My dad grew up in the Philippines, that great culinary intersection of indigenous, Chinese, Spanish, Indo-Malay, and many other great cuisines. But one of the most significant influences on modern Filipino cuisine is American food. When the Philippines became a commonwealth of the US in 1934, there were already a lot of Americans living on the islands, and the influence of these residents reached into the kitchens of the Filipinos of every class.
Hot dogs, bistek (literally thin slices of beef steak cooked with onions and peppers), and a variety of other foods became more and more popular the longer the Americans stayed. And what else did they bring to the table? Fried chicken, my friends. Fried. Chicken.
While fried chicken in the States is something we all grew up eating, Filipino fried chicken is a whole other animal – crispy, golden brown skin covering meat that’s been brined in more than the usual sugar-salt-water mixture. There’s a savory-sweet balance that happens in your first bite that has nothing to do with sauce.

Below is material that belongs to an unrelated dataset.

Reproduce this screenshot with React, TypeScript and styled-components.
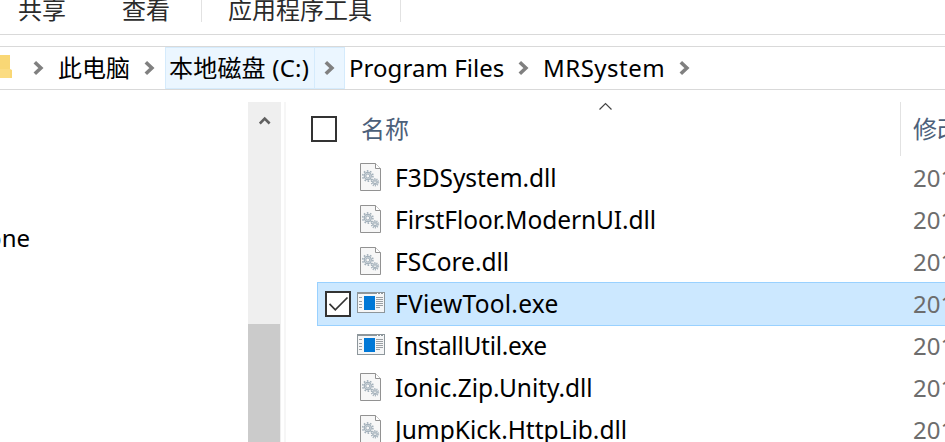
import React from "react";
import styled, { createGlobalStyle, css } from "styled-components";

const Global = createGlobalStyle`
  * { box-sizing: border-box; }
  body {
    margin: 0;
    background: #fff;
    font-family: "Noto Sans", "Noto Sans CJK SC", sans-serif;
    font-size: 24px;
    color: #000;
  }
  svg { display: block; flex: none; }
`;

const Window = styled.div`
  width: 945px;
  height: 442px;
  overflow: hidden;
  display: flex;
  flex-direction: column;
  background: #fff;
  white-space: nowrap;
`;

const Ribbon = styled.header`
  height: 35px;
  flex: none;
  display: flex;
  align-items: flex-start;
  border-bottom: 1px solid #d9d9d9;
  color: #2b2b2b;
`;

const RibbonTab = styled.div<{ $width: number; $inset: number; $divided?: boolean }>`
  width: ${(p) => p.$width}px;
  height: 22px;
  padding-left: ${(p) => p.$inset}px;
  font-family: "Noto Sans CJK SC", sans-serif;
  line-height: 36px;
  ${(p) => p.$divided && css`border-right: 1px solid #e2e2e2;`}
  & > span { display: block; margin-top: -9px; }
`;

const AddressBar = styled.nav`
  height: 44px;
  flex: none;
  margin-top: 11px;
  display: flex;
  align-items: stretch;
  border-top: 1px solid #d9d9d9;
  border-bottom: 1px solid #d9d9d9;
`;

const FolderSlot = styled.div`
  width: 21px;
  padding-top: 8px;
`;

const Crumb = styled.div<{ $width: number; $inset: number; $spacing?: number; $hot?: boolean }>`
  width: ${(p) => p.$width}px;
  padding-left: ${(p) => p.$inset}px;
  line-height: 42px;
  letter-spacing: ${(p) => p.$spacing ?? 0}px;
  ${(p) => p.$hot && css`
    background: #ebf6ff;
    border: 1px solid #d5ebfc;
    line-height: 40px;
  `}
`;

const CrumbArrow = styled.div<{ $width: number; $inset: number; $hot?: boolean }>`
  width: ${(p) => p.$width}px;
  padding-left: ${(p) => p.$inset}px;
  display: flex;
  align-items: center;
  ${(p) => p.$hot && css`
    background: #ebf6ff;
    border: 1px solid #d5ebfc;
    border-left: 0;
  `}
`;

const Content = styled.main`
  flex: 1;
  display: flex;
  margin-top: 12px;
  min-height: 0;
`;

const NavPane = styled.aside`
  width: 248px;
  flex: none;
  padding-top: 115px;
`;

const NavItem = styled.div`
  display: flex;
  justify-content: flex-end;
  width: 30px;
  line-height: 42px;
`;

const ScrollBar = styled.div`
  width: 33px;
  flex: none;
  background: #efefef;
  display: flex;
  flex-direction: column;
`;

const ScrollButton = styled.div`
  height: 222px;
  padding: 14px 0 0 11px;
`;

const ScrollThumb = styled.div`
  flex: 1;
  width: 32px;
  background: #cbcbcb;
`;

const FilePane = styled.section`
  flex: 1;
  margin-left: 3px;
  border-left: 2px solid #f6f6f6;
  min-width: 0;
`;

const HeaderRow = styled.div`
  height: 55px;
  padding-bottom: 1px;
  display: flex;
  color: #4c607a;
  & > * { flex: none; }
`;

const HeaderCheck = styled.div`
  width: 75px;
  padding: 14px 0 0 25px;
`;

const NameHeader = styled.div`
  position: relative;
  width: 540px;
  line-height: 54px;
  border-right: 1px solid #e2e2e2;
`;

const SortMark = styled.div`
  position: absolute;
  left: 238px;
  top: 0;
`;

const DateHeader = styled.div`
  padding-left: 12px;
  line-height: 54px;
`;

const FileRow = styled.div<{ $selected?: boolean }>`
  height: 42px;
  margin-left: 32px;
  display: flex;
  align-items: center;
  & > * { flex: none; }
  ${(p) => p.$selected && css`
    background: #cce8ff;
    box-shadow: 0 0 0 1px #99d1ff;
  `}
`;

const RowCheck = styled.div`
  width: 39px;
  padding-left: 7px;
`;

const IconSlot = styled.div`
  width: 38px;
  display: flex;
  margin-bottom: 2px;
`;

const FileName = styled.div<{ $spacing: number }>`
  width: 518px;
  line-height: 34px;
  font-size: 24.5px;
  letter-spacing: ${(p) => p.$spacing}px;
`;

const FileDate = styled.div`
  line-height: 34px;
  color: #6d6d6d;
`;

const Box = styled.div`
  width: 26px;
  height: 26px;
  border: 2px solid #333;
  background: #fff;
`;

const Chevron = () => (
  <svg width="11" height="16" viewBox="0 0 11 16">
    <path d="M1.8 2.2 7.9 8l-6.1 5.8" fill="none" stroke="#808080" strokeWidth="3.6" />
  </svg>
);

const Folder = () => (
  <svg width="13" height="24" viewBox="0 0 13 24">
    <path d="M0 0h10v14l2 1v8H0z" fill="#f9d775" />
    <path d="M0 14h10v9H0z" fill="#fbdc82" />
  </svg>
);

const Gear = ({ x, y, r }: { x: number; y: number; r: number }) => {
  const tooth = (2 * Math.PI * (r - 0.8)) / 20;
  return (
    <g transform={`translate(${x} ${y})`} fill="none">
      <circle r={r - 0.8} stroke="#a3b0ba" strokeWidth="1.6" strokeDasharray={`${tooth} ${tooth}`} />
      <circle r={r * 0.6} stroke="#a3b0ba" strokeWidth={r * 0.2} fill="#d5dce1" />
      <circle r={r * 0.33} stroke="#94a3af" strokeWidth=".8" fill="#f7f7f7" />
    </g>
  );
};

const DllIcon = () => (
  <svg width="27" height="28" viewBox="-3 0 27 28">
    <path d="M.5.5h15l5 5v22H.5z" fill="#f7f7f7" stroke="#929292" />
    <path d="M15.5.5v5h5" fill="#fff" stroke="#929292" />
    <Gear x={7.8} y={13} r={5.9} />
    <Gear x={15} y={19.2} r={4.2} />
  </svg>
);

const ExeIcon = () => (
  <svg width="28" height="22" viewBox="0 0 28 22" shapeRendering="crispEdges">
    <path d="M.5.5h27v20H.5z" fill="#f5f6f7" stroke="#8d969b" />
    <path d="M0 0h28v2H0z" fill="#8d969b" />
    <path d="M20 1h1M23 1h1M26 1h1" stroke="#fff" />
    <path d="M7 4h11v14H7z" fill="#0078d7" />
    <path d="M2 5.5h3M2 9.5h3M2 12.5h3M2 15.5h3M19 5.5h7M19 7.5h7M19 9.5h7M19 11.5h7M19 13.5h7M19 15.5h4" stroke="#9a9fa3" />
  </svg>
);

const Tick = () => (
  <svg width="22" height="22" viewBox="0 0 22 22">
    <path d="m2.5 10.8 5.8 6L20.5 4.5" fill="none" stroke="#333" strokeWidth="1.7" />
  </svg>
);

type Entry = { name: string; exe?: boolean; selected?: boolean; spacing: number };

const files: Entry[] = [
  { name: "F3DSystem.dll", spacing: -0.04 },
  { name: "FirstFloor.ModernUI.dll", spacing: -0.08 },
  { name: "FSCore.dll", spacing: 0 },
  { name: "FViewTool.exe", exe: true, selected: true, spacing: 0.24 },
  { name: "InstallUtil.exe", exe: true, spacing: -0.28 },
  { name: "Ionic.Zip.Unity.dll", spacing: -0.04 },
  { name: "JumpKick.HttpLib.dll", spacing: 0 },
];

export default function App() {
  return (
    <Window>
      <Global />
      <Ribbon>
        <RibbonTab $width={104} $inset={18}><span>共享</span></RibbonTab>
        <RibbonTab $width={98} $inset={18} $divided><span>查看</span></RibbonTab>
        <RibbonTab $width={199} $inset={26} $divided><span>应用程序工具</span></RibbonTab>
      </Ribbon>
      <AddressBar>
        <FolderSlot><Folder /></FolderSlot>
        <CrumbArrow $width={37} $inset={12}><Chevron /></CrumbArrow>
        <Crumb $width={74} $inset={0}>此电脑</Crumb>
        <CrumbArrow $width={33} $inset={12}><Chevron /></CrumbArrow>
        <Crumb $width={150} $inset={3} $spacing={0.2} $hot>本地磁盘 (C:)</Crumb>
        <CrumbArrow $width={30} $inset={9} $hot><Chevron /></CrumbArrow>
        <Crumb $width={160} $inset={4} $spacing={0.05}>Program Files</Crumb>
        <CrumbArrow $width={38} $inset={13}><Chevron /></CrumbArrow>
        <Crumb $width={123} $inset={0} $spacing={0.5}>MRSystem</Crumb>
        <CrumbArrow $width={30} $inset={13}><Chevron /></CrumbArrow>
      </AddressBar>
      <Content>
        <NavPane><NavItem>one</NavItem></NavPane>
        <ScrollBar>
          <ScrollButton>
            <svg width="12" height="10" viewBox="0 0 12 10">
              <path d="m.8 7.5 4.9-5 4.9 5" fill="none" stroke="#606060" strokeWidth="2.6" />
            </svg>
          </ScrollButton>
          <ScrollThumb />
        </ScrollBar>
        <FilePane>
          <HeaderRow>
            <HeaderCheck><Box /></HeaderCheck>
            <NameHeader>
              名称
              <SortMark>
                <svg width="14" height="8" viewBox="0 0 14 8">
                  <path d="m.5 7.5 6-6 6 6" fill="none" stroke="#444" strokeWidth="1.2" />
                </svg>
              </SortMark>
            </NameHeader>
            <DateHeader>修改</DateHeader>
          </HeaderRow>
          {files.map((f) => (
            <FileRow key={f.name} $selected={f.selected}>
              <RowCheck>{f.selected && <Box><Tick /></Box>}</RowCheck>
              <IconSlot>{f.exe ? <ExeIcon /> : <DllIcon />}</IconSlot>
              <FileName $spacing={f.spacing}>{f.name}</FileName>
              <FileDate>201</FileDate>
            </FileRow>
          ))}
        </FilePane>
      </Content>
    </Window>
  );
}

Max’s Restaurant is an institution in the Philippines, a chain known throughout as “the house that chicken built.” And while I rarely have the time to travel to my parents’ homeland, I make time whenever I can to travel to Glendale for a taste of home.
But it’s not just chicken I’m going for. Max’s is known for having Filipino food that’s friendly to the American palate, and when I last went with my friends, we had some non-Pinoys with us who were experiencing our cuisine for the first time. To that end, we enjoyed a variety of food. Our dinner, chronicled below, is what happens when you let me order my favorite dishes…
I’ve talked about lumpia before, but this version above is old school. Minced pork and vegetables are seasoned lightly, then wrapped in a paper-thin wrapper and deep fried. Served with sweet and sour sauce, this is definitely the gateway drug to Filipino food.
When I was little and we went to smaller Filipino restaurants that smelled of fried fish and vinegar, this dish didn’t appeal to me. Maybe it was the mix of aromas and flavors. But now, after having had Max’s, I am sold. Kare-kare, above, is a rich stew made of a peanut sauce, oxtail, beef shank, and vegetables. The veggies keep their color and crunch, while the meat turns extra tender.
Because this was a Filipino dinner, pork had to be featured prominently. This showstopper is called crispy pata: pork hock marinated and then cooked in secret spices (everyone who makes this has their own mixture), then deep fried and garnished with spicy minced peppers. Served with pickled veggies on the side to cut through all the unctuously incredible fat.
For dessert, we had halo halo. Now, before you go thinking that this is some crazy looking Taiwanese shaved ice or Korean binsoo, let me tell you a story.
My paternal grandmother was really, really into storytelling. She used to tell me fairy tales where she was a princess-type person and our family was made of tons of different ethnicities of people. None of us can truly attest to the veracity of all her stories, but one thing she told me is that we’re a little mixed in our gene pool. Since halo halo literally means “mixed together,” it became my favorite dessert. This wild combination of jellied beans and fruits (yes, beans), flan, evaporated milk, shaved ice, crisped rice, and ube ice cream (that’s purple yam, and not at all like what you expect) has been gaining traction since Season 4 of Top Chef’s avocado-mango-kiwi-nuts extravaganza, but I prefer the old school madness above.